= Stated exercise =
Go through the material below and copy all lines with "index".

= Data section =

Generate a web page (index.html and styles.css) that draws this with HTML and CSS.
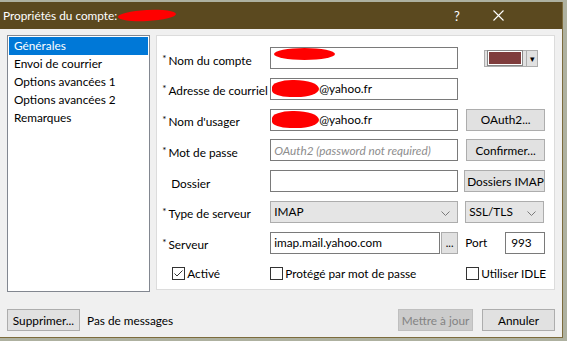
FILE: index.html
```html
<!DOCTYPE html>
<html lang="fr">
<head>
  <meta charset="UTF-8">
  <title>Propriétés du compte</title>
  <link rel="stylesheet" href="styles.css">
</head>
<body>
  <div class="win">
    <div class="titlebar">
      <span class="title">Propriétés du compte:</span>
      <span class="blot blot-title"></span>
      <span class="tb-help">?</span>
      <span class="tb-close">
        <svg width="11" height="11" viewBox="0 0 11 11"><path d="M0.5 0.5 L10.5 10.5 M10.5 0.5 L0.5 10.5" stroke="#fff" stroke-width="1.1"/></svg>
      </span>
    </div>

    <div class="main">
      <ul class="side">
        <li class="sel">Générales</li>
        <li>Envoi de courrier</li>
        <li>Options avancées 1</li>
        <li>Options avancées 2</li>
        <li>Remarques</li>
      </ul>

      <div class="panel">
        <div class="row">
          <label class="lbl"><span class="star">*</span>Nom du compte</label>
          <div class="field"><span class="blot blot-a"></span></div>
          <div class="extra">
            <div class="colorpick">
              <span class="swatch"></span>
              <span class="cp-arrow">▾</span>
            </div>
          </div>
        </div>
        <div class="row">
          <label class="lbl"><span class="star">*</span>Adresse de courriel</label>
          <div class="field"><span class="blot blot-b"></span>@yahoo.fr</div>
          <div class="extra"></div>
        </div>
        <div class="row">
          <label class="lbl"><span class="star">*</span>Nom d'usager</label>
          <div class="field"><span class="blot blot-b"></span>@yahoo.fr</div>
          <div class="extra"><button class="btn side-btn">OAuth2...</button></div>
        </div>
        <div class="row">
          <label class="lbl"><span class="star">*</span>Mot de passe</label>
          <div class="field hint">OAuth2 (password not required)</div>
          <div class="extra"><button class="btn side-btn">Confirmer...</button></div>
        </div>
        <div class="row">
          <label class="lbl nostar">Dossier</label>
          <div class="field"></div>
          <div class="extra"><button class="btn side-btn wide">Dossiers IMAP</button></div>
        </div>
        <div class="row">
          <label class="lbl"><span class="star">*</span>Type de serveur</label>
          <div class="field select">IMAP
            <svg class="chev" width="9" height="5" viewBox="0 0 9 5"><path d="M0.5 0.5 L4.5 4.5 L8.5 0.5" fill="none" stroke="#7a7a7a"/></svg>
          </div>
          <div class="extra">
            <div class="field select small">SSL/TLS
              <svg class="chev" width="9" height="5" viewBox="0 0 9 5"><path d="M0.5 0.5 L4.5 4.5 L8.5 0.5" fill="none" stroke="#7a7a7a"/></svg>
            </div>
          </div>
        </div>
        <div class="row">
          <label class="lbl"><span class="star">*</span>Serveur</label>
          <div class="server">
            <div class="field grow">imap.mail.yahoo.com</div>
            <button class="btn dots">...</button>
          </div>
          <div class="extra port">
            <span>Port</span>
            <div class="field portbox">993</div>
          </div>
        </div>
        <div class="row checks">
          <label class="chk first">
            <svg width="13" height="13" viewBox="0 0 13 13"><rect x="0.5" y="0.5" width="12" height="12" fill="#fff" stroke="#333"/><path d="M2.5 6.5 L5 9 L10.5 3.5" fill="none" stroke="#333" stroke-width="1"/></svg>
            Activé
          </label>
          <label class="chk">
            <svg width="13" height="13" viewBox="0 0 13 13"><rect x="0.5" y="0.5" width="12" height="12" fill="#fff" stroke="#333"/></svg>
            Protégé par mot de passe
          </label>
          <label class="chk">
            <svg width="13" height="13" viewBox="0 0 13 13"><rect x="0.5" y="0.5" width="12" height="12" fill="#fff" stroke="#333"/></svg>
            Utiliser IDLE
          </label>
        </div>
      </div>
    </div>

    <div class="footer">
      <button class="btn del">Supprimer...</button>
      <span class="status">Pas de messages</span>
      <span class="spacer"></span>
      <button class="btn disabled">Mettre à jour</button>
      <button class="btn cancel">Annuler</button>
    </div>
  </div>
</body>
</html>
```

FILE: styles.css
```css
html, body {
  margin: 0;
  height: 100%;
}

body {
  background: #aeb1a0;
  font-family: Lato, "Noto Sans", sans-serif;
  font-size: 11.5px;
  color: #000;
  overflow: hidden;
  white-space: nowrap;
}

.win {
  margin-top: 2px;
  width: 562px;
  height: 335px;
  background: #f0f0f0;
  border-right: 1px solid #7d6c3c;
  border-bottom: 1px solid #7d6c3c;
  display: flex;
  flex-direction: column;
}

.titlebar {
  height: 27px;
  background: #5b491f;
  color: #fff;
  display: flex;
  align-items: center;
  padding-left: 3px;
  font-size: 11.8px;
}

.blot {
  display: inline-block;
  background: #ff0000;
  border-radius: 50%;
  flex-shrink: 0;
}

.blot-title {
  width: 58px;
  height: 11px;
  margin-left: 1px;
  transform: rotate(-3deg);
}

.tb-help {
  margin-left: auto;
  width: 30px;
  text-align: center;
  font-size: 13px;
}

.tb-close {
  width: 46px;
  margin-left: 3px;
  margin-right: 41px;
  display: flex;
  justify-content: center;
}

.main {
  display: flex;
  padding: 6px 7px 0 7px;
  gap: 6px;
}

.side {
  list-style: none;
  margin: 0;
  padding: 1px;
  width: 141px;
  height: 253px;
  background: #fff;
  border: 1px solid #828790;
}

.side li {
  height: 18px;
  line-height: 18px;
  padding-left: 5px;
  font-size: 11.8px;
}

.side li.sel {
  background: #0078d7;
  color: #fff;
}

.panel {
  width: 397px;
  height: 242px;
  background: #fff;
  border: 1px solid #dcdcdc;
  padding: 11px 0 0 5px;
  display: flex;
  flex-direction: column;
  gap: 8.8px;
}

.row {
  display: grid;
  grid-template-columns: 108px 188px 87px;
  height: 22px;
  align-items: center;
}

.lbl {
  font-size: 11.8px;
  padding-top: 4px;
}

.star {
  font-size: 10px;
  margin-right: 2px;
  position: relative;
  top: -3px;
}

.nostar {
  padding-left: 9px;
}

.field {
  height: 20px;
  border: 1px solid #7a7a7a;
  background: #fff;
  display: flex;
  align-items: center;
  padding-left: 3px;
  font-size: 11.8px;
  overflow: hidden;
}

.blot-a {
  width: 61px;
  height: 12px;
  margin-top: -8px;
}

.blot-b {
  width: 47px;
  height: 17px;
  margin-left: -2px;
  border-radius: 45% 55% 50% 40%;
}

.hint {
  color: #8d8d8d;
  font-style: italic;
}

.select {
  background: #e5e5e5;
  border-color: #adadad;
  position: relative;
}

.chev {
  position: absolute;
  right: 7px;
  top: 9px;
}

.small {
  width: 74px;
  margin-left: 7px;
}

.extra {
  display: flex;
  align-items: center;
}

.colorpick {
  margin-left: 26px;
  width: 49px;
  height: 15px;
  border: 1px solid #adadad;
  background: #e1e1e1;
  display: flex;
  align-items: center;
  padding: 0 0 0 3px;
}

.swatch {
  width: 32px;
  height: 12px;
  background: #7f3c3c;
  border: 1px solid #fff;
  outline: 1px solid #888;
}

.cp-arrow {
  margin-left: 4px;
  border-left: 1px solid #adadad;
  height: 15px;
  line-height: 15px;
  padding-left: 3px;
  font-size: 9px;
}

.btn {
  font-family: inherit;
  font-size: 11.8px;
  background: #e1e1e1;
  border: 1px solid #adadad;
  height: 22px;
  padding: 0 7px;
  color: #000;
  white-space: nowrap;
}

.side-btn {
  margin-left: 8px;
  width: 79px;
}

.side-btn.wide {
  margin-left: 6px;
  width: 81px;
  padding: 0 2px;
}

.server {
  display: flex;
  height: 22px;
}

.grow {
  flex: 1;
}

.dots {
  width: 17px;
  padding: 0;
  margin-left: 1px;
  font-size: 11px;
}

.port {
  padding-left: 7px;
  font-size: 11.8px;
}

.portbox {
  margin-left: 18px;
  width: 33px;
  padding-left: 5px;
}

.checks {
  margin-top: 2px;
  height: 18px;
}

.chk {
  display: flex;
  align-items: center;
  gap: 2px;
  font-size: 11.8px;
}

.chk svg {
  flex-shrink: 0;
}

.chk.first {
  padding-left: 10px;
}

.chk:last-child {
  padding-left: 8px;
}

.footer {
  display: flex;
  align-items: center;
  padding: 0 7px;
  margin-top: 17px;
}

.del {
  width: 73px;
  padding: 0;
}

.status {
  margin-left: 7px;
  font-size: 11.8px;
}

.spacer {
  flex: 1;
}

.disabled {
  background: #cccccc;
  border-color: #bfbfbf;
  color: #838383;
  width: 75px;
  padding: 0;
}

.cancel {
  margin-left: 9px;
  width: 73px;
}
```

= In response =
Generate a web page (index.html and styles.css) that draws this with HTML and CSS.
FILE: index.html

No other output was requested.